In regions where the Church holds influence, tithes and offerings are collected in Solaris coins and converted into **Sanctified Credits**, an internal ledger system used to finance crusades, cathedral construction, and missionary expeditions. The Church’s treasury in Harut is said to contain enough gold to sustain an army for a decade. In contrast, Yagumo’s economy values **trade seals** and **favor tokens**, granted by Daimyo lords or Spirit Shrines to loyal merchants and guilds. These tokens function as magical endorsements, recognized across the eastern provinces as secure proof of debt or credit.
### Trade Routes of the World
The world’s trade networks are sustained through land, sea, and spirit channel routes that link continents and kingdoms. The **Great Strahl Road** stretches from the port cities of **Rodania** through **Beltrum’s capital**, reaching as far as the tundra settlements near **Epherion**. It serves as the backbone of commerce in the western world, used by caravans carrying grain, ore, textiles, and spirit stones. Along this route lie toll fortresses controlled by noble houses, each charging taxes that fuel regional conflicts.
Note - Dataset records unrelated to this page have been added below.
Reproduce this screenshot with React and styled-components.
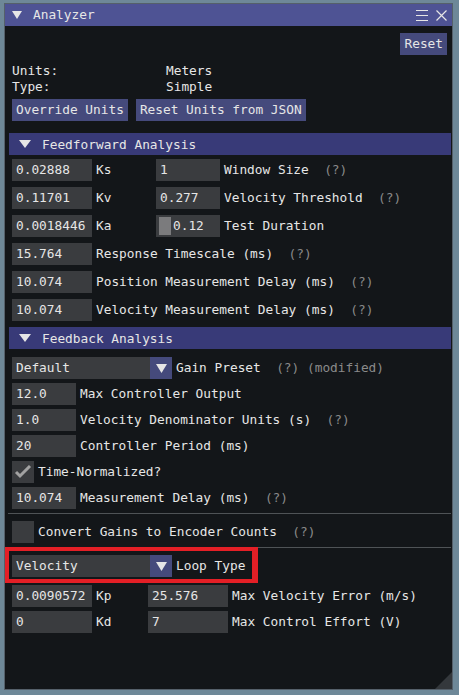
import React from "react";
import styled, { createGlobalStyle } from "styled-components";

const GlobalStyle = createGlobalStyle`
  html, body {
    margin: 0;
    padding: 0;
    background: #6e8898;
  }
  body {
    width: 459px;
    height: 695px;
    overflow: hidden;
    font-family: "DejaVu Sans Mono", "Liberation Mono", monospace;
    font-size: 12.8px;
    color: #e6e6e6;
  }
  #root {
    padding: 3px 0 0 4px;
  }
`;

const Window = styled.div`
  position: relative;
  width: 449px;
  height: 687px;
  box-sizing: border-box;
  background: #131619;
  border: 1px solid #55606a;
  display: flex;
  flex-direction: column;
`;

const TitleBar = styled.div`
  height: 22px;
  flex-shrink: 0;
  display: flex;
  align-items: center;
  padding: 0 5px 0 7px;
  background: #4e5394;
  gap: 11px;
  .title {
    flex: 1;
    line-height: 22px;
  }
  .tools {
    display: flex;
    align-items: center;
    gap: 8px;
  }
`;

const Body = styled.div`
  display: flex;
  flex-direction: column;
  padding: 7px 5px 0 7px;
`;

const Block = styled.div`
  display: flex;
  flex-direction: column;
  gap: ${(p) => p.$gap || 0}px;
  margin-top: ${(p) => p.$mt || 0}px;
`;

const TopRow = styled.div`
  display: flex;
  justify-content: flex-end;
`;

const Button = styled.button`
  height: 22px;
  padding: 0 4px;
  border: none;
  background: #454a7c;
  color: #e6e6e6;
  font: inherit;
  line-height: 22px;
  white-space: pre;
`;

const ButtonRow = styled.div`
  display: flex;
  gap: 8px;
  margin-top: ${(p) => p.$mt || 0}px;
`;

const InfoGrid = styled.div`
  display: grid;
  grid-template-columns: 154px auto;
  line-height: 16px;
  margin-top: ${(p) => p.$mt || 0}px;
`;

const Header = styled.div`
  height: 22px;
  display: flex;
  align-items: center;
  gap: 11px;
  margin: ${(p) => p.$mt || 0}px -4px 0 -3px;
  padding-left: 10px;
  background: #383a78;
`;

const Row = styled.div`
  display: flex;
  align-items: center;
  height: 22px;
  white-space: pre;
`;

const Input = styled.div`
  width: ${(p) => p.$w || 80}px;
  height: 22px;
  flex-shrink: 0;
  box-sizing: border-box;
  padding-left: 4px;
  background: #3a3c3f;
  line-height: 22px;
  display: flex;
  align-items: center;
  gap: 2px;
`;

const Grab = styled.span`
  width: 12px;
  height: 18px;
  margin-left: -1px;
  background: #7b7b7d;
`;

const Label = styled.span`
  width: ${(p) => (p.$w ? `${p.$w}px` : "auto")};
  flex-shrink: 0;
  margin-left: 4px;
  line-height: 22px;
`;

const Help = styled.span`
  color: #8a8a8a;
  margin-left: ${(p) => (p.$tight ? 1 : 2)}ch;
`;

const Combo = styled.div`
  width: 160px;
  height: 22px;
  display: flex;
  background: #3a3c3f;
  .value {
    flex: 1;
    padding-left: 4px;
    line-height: 22px;
  }
  .arrow {
    width: 22px;
    display: flex;
    align-items: center;
    justify-content: center;
    background: #454a7c;
  }
`;

const CheckBox = styled.div`
  width: 22px;
  height: 22px;
  flex-shrink: 0;
  background: #3a3c3f;
  display: flex;
  align-items: center;
  justify-content: center;
`;

const Separator = styled.div`
  height: 1px;
  margin: ${(p) => p.$mt || 0}px -4px 0 -4px;
  background: #4f5356;
`;

const Highlight = styled.div`
  position: relative;
  align-self: flex-start;
  margin-top: ${(p) => p.$mt || 0}px;
  &::after {
    content: "";
    position: absolute;
    left: -7px;
    right: -13px;
    top: -8px;
    bottom: -6px;
    border: 4px solid #e41f26;
    border-right-width: 6px;
    pointer-events: none;
  }
`;

const Grip = styled.svg`
  position: absolute;
  right: 0;
  bottom: 0;
`;

const Triangle = ({ w = 11, h = 8, color = "#e6e6e6" }) => (
  <svg width={w} height={h} viewBox={`0 0 ${w} ${h}`}>
    <polygon points={`0,0 ${w},0 ${w / 2},${h}`} fill={color} />
  </svg>
);

const Row4 = ({ value, label, w, help, grab }) => (
  <Row>
    <Input $w={w}>
      {grab && <Grab />}
      {value}
    </Input>
    <Label>
      {label}
      {help && <Help>(?)</Help>}
    </Label>
  </Row>
);

const PairRow = ({ a, la, lw, b, bw, lb, help, grab }) => (
  <Row>
    <Input>{a}</Input>
    <Label $w={lw}>{la}</Label>
    <Input $w={bw}>
      {grab && <Grab />}
      {b}
    </Input>
    <Label>
      {lb}
      {help && <Help>(?)</Help>}
    </Label>
  </Row>
);

const ComboRow = ({ value, label, children }) => (
  <Row>
    <Combo>
      <span className="value">{value}</span>
      <span className="arrow">
        <Triangle w={11} h={9} />
      </span>
    </Combo>
    <Label>
      {label}
      {children}
    </Label>
  </Row>
);

const CheckRow = ({ checked, label, help }) => (
  <Row>
    <CheckBox>
      {checked && (
        <svg width="18" height="14" viewBox="0 0 18 14">
          <polyline points="2,7 6,11 16,1" fill="none" stroke="#a2a2a2" strokeWidth="3" />
        </svg>
      )}
    </CheckBox>
    <Label>
      {label}
      {help && <Help>(?)</Help>}
    </Label>
  </Row>
);

export default function App() {
  return (
    <>
      <GlobalStyle />
      <Window>
        <TitleBar>
          <Triangle w={10} h={8} />
          <span className="title">Analyzer</span>
          <span className="tools">
            <svg width="12" height="12" viewBox="0 0 12 12">
              <path d="M0 1.5H12M0 6.5H12M0 11.5H12" stroke="#e6e6e6" strokeWidth="1" />
            </svg>
            <svg width="11" height="11" viewBox="0 0 11 11">
              <path d="M0.5 0.5L10.5 10.5M10.5 0.5L0.5 10.5" stroke="#e6e6e6" strokeWidth="1.2" />
            </svg>
          </span>
        </TitleBar>
        <Body>
          <TopRow>
            <Button>Reset</Button>
          </TopRow>
          <InfoGrid $mt={8}>
            <span>Units:</span>
            <span>Meters</span>
            <span>Type:</span>
            <span>Simple</span>
          </InfoGrid>
          <ButtonRow $mt={4}>
            <Button>Override Units</Button>
            <Button>Reset Units from JSON</Button>
          </ButtonRow>

          <Header $mt={12}>
            <Triangle w={12} h={8} />
            <span>Feedforward Analysis</span>
          </Header>
          <Block $mt={4} $gap={6}>
            <PairRow a="0.02888" la="Ks" lw={60} b="1" bw={64} lb="Window Size" help />
            <PairRow a="0.11701" la="Kv" lw={60} b="0.277" bw={64} lb="Velocity Threshold" help />
            <PairRow a="0.0018446" la="Ka" lw={60} b="0.12" bw={64} lb="Test Duration" grab />
            <Row4 value="15.764" label="Response Timescale (ms)" help />
            <Row4 value="10.074" label="Position Measurement Delay (ms)" help />
            <Row4 value="10.074" label="Velocity Measurement Delay (ms)" help />
          </Block>

          <Header $mt={6}>
            <Triangle w={12} h={8} />
            <span>Feedback Analysis</span>
          </Header>
          <Block $mt={8} $gap={4}>
            <ComboRow value="Default" label="Gain Preset">
              <Help>(?)</Help>
              <Help $tight>(modified)</Help>
            </ComboRow>
            <Row4 w={64} value="12.0" label="Max Controller Output" />
            <Row4 w={64} value="1.0" label="Velocity Denominator Units (s)" help />
            <Row4 w={64} value="20" label="Controller Period (ms)" />
            <CheckRow checked label="Time-Normalized?" />
            <Row4 w={64} value="10.074" label="Measurement Delay (ms)" help />
          </Block>
          <Separator $mt={4} />
          <Block $mt={7}>
            <CheckRow label="Convert Gains to Encoder Counts" help />
          </Block>
          <Separator $mt={4} />
          <Highlight $mt={7}>
            <ComboRow value="Velocity" label="Loop Type" />
          </Highlight>
          <Block $mt={8} $gap={4}>
            <PairRow a="0.0090572" la="Kp" lw={52} b="25.576" bw={80} lb="Max Velocity Error (m/s)" />
            <PairRow a="0" la="Kd" lw={52} b="7" bw={80} lb="Max Control Effort (V)" />
          </Block>
        </Body>
        <Grip width="17" height="17" viewBox="0 0 17 17">
          <polygon points="17,0 17,17 0,17" fill="#34383c" />
        </Grip>
      </Window>
    </>
  );
}
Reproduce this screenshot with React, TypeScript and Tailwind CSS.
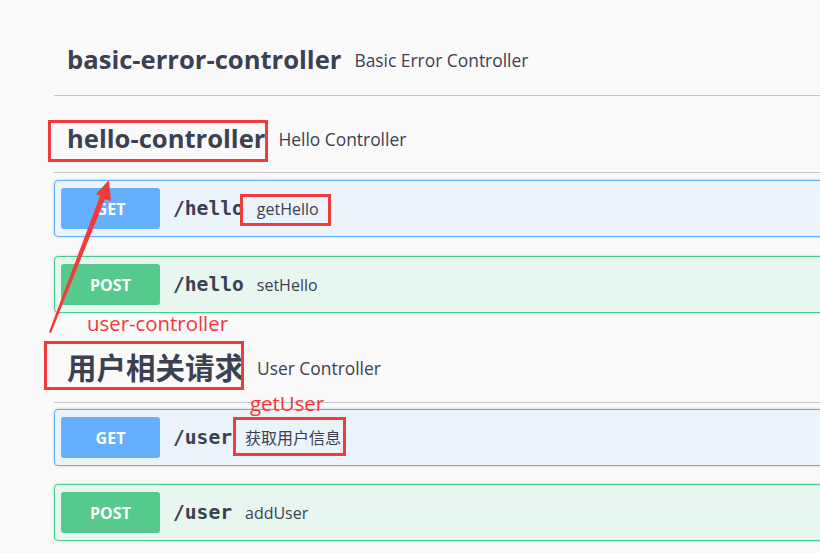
const RED = "#f23b3b";

type Op = { method: "GET" | "POST"; path: string; summary: string; mt: string };

function TagHeader({ title, desc, cjk, className }: { title: string; desc: string; cjk?: boolean; className?: string }) {
  return (
    <div className={`flex h-[66px] items-center border-b border-[#c6c7cb] pl-[13px] ${className ?? ""}`}>
      <span
        className={`font-bold text-[#3b4151] ${
          cjk ? "mb-[7px] text-[29.5px] font-['Noto_Sans_CJK_SC',sans-serif]" : "text-[25.6px]"
        }`}
      >
        {title}
      </span>
      <span className={`ml-[13px] text-[17.4px] text-[#3b4151] ${cjk ? "mb-[3px]" : ""}`}>{desc}</span>
    </div>
  );
}

function OpBlock({ op }: { op: Op }) {
  const get = op.method === "GET";
  return (
    <div
      className={`flex h-[57px] items-center rounded-[4px] border shadow-[0_0_3px_rgba(0,0,0,0.19)] ${op.mt} ${
        get ? "border-[#61affe] bg-[#ebf3fb]" : "border-[#49cc90] bg-[#e8f6f0]"
      }`}
    >
      <div
        className={`ml-[6px] flex h-[41px] w-[99px] items-center justify-center rounded-[3px] text-[16px] font-bold text-white ${
          get ? "bg-[#66affe]" : "bg-[#56ca8c]"
        }`}
      >
        {op.method}
      </div>
      <span className="ml-[13px] font-['DejaVu_Sans_Mono',monospace] text-[19.6px] font-bold text-[#3b4151]">
        {op.path}
      </span>
      <span className="ml-[13px] font-['Open_Sans','Noto_Sans_CJK_SC',sans-serif] text-[16px] text-[#3b4151]">
        {op.summary}
      </span>
    </div>
  );
}

export default function App() {
  return (
    <div className="relative h-[553px] w-[820px] overflow-hidden bg-[#fafafa] font-['Open_Sans','Noto_Sans_CJK_SC',sans-serif]">
      <div className="ml-[54px] w-[800px] pt-[30px]">
        <TagHeader title="basic-error-controller" desc="Basic Error Controller" className="pb-[4px]" />

        <TagHeader title="hello-controller" desc="Hello Controller" className="mt-[11px]" />
        <OpBlock op={{ method: "GET", path: "/hello", summary: "getHello", mt: "mt-[7px]" }} />
        <OpBlock op={{ method: "POST", path: "/hello", summary: "setHello", mt: "mt-[19px]" }} />

        <TagHeader title="用户相关请求" desc="User Controller" cjk className="mt-[24px]" />
        <OpBlock op={{ method: "GET", path: "/user", summary: "获取用户信息", mt: "mt-[6px]" }} />
        <OpBlock op={{ method: "POST", path: "/user", summary: "addUser", mt: "mt-[18px]" }} />
      </div>

      {/* red annotations drawn on top of the screenshot */}
      <div className="absolute left-[48px] top-[120px] h-[42px] w-[220px] border-[3px] border-[#f23b3b]" />
      <div className="absolute left-[240px] top-[194px] h-[32px] w-[91px] border-[3px] border-[#f23b3b]" />
      <div className="absolute left-[44px] top-[341px] h-[49px] w-[200px] border-[3px] border-[#f23b3b]" />
      <div className="absolute left-[233px] top-[417px] h-[39px] w-[113px] border-[3px] border-[#f23b3b]" />

      <span className="absolute left-[87px] top-[309px] text-[20.4px] leading-[28px] text-[#f5363a]">user-controller</span>
      <span className="absolute left-[250px] top-[389px] text-[20.4px] leading-[28px] text-[#f5363a]">getUser</span>

      <svg className="absolute left-0 top-0" width="820" height="553" aria-hidden="true">
        <polygon points="109,180 111,201 105,199 51,333 49,332 100,196 96,194" fill={RED} />
      </svg>
    </div>
  );
}
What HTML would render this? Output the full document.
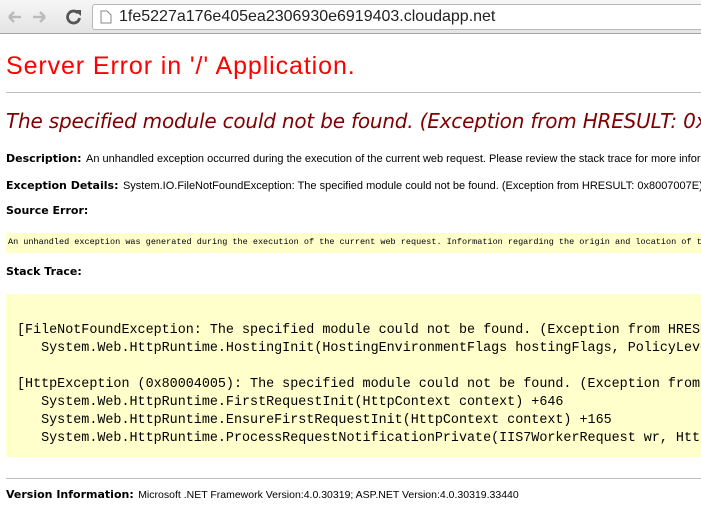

The **Azure Sea Trade Route** connects the Strahl and Yagumo Regions through maritime commerce. Merchant fleets from **Rodania’s Seisra Port** sail across the **Azure Expanse** to reach **Himorogi**, **Shinkai**, and the **Eastern Isles**. These voyages are lucrative but dangerous, threatened by storms, pirates, and aquatic monsters born of mana surges. The **Merchant Guild Union**, headquartered in Rodania, monopolizes these trade lines, enforcing strict tariffs and issuing **Trade Charters**—magical documents recognized by all major powers that protect a merchant’s right to trade across borders.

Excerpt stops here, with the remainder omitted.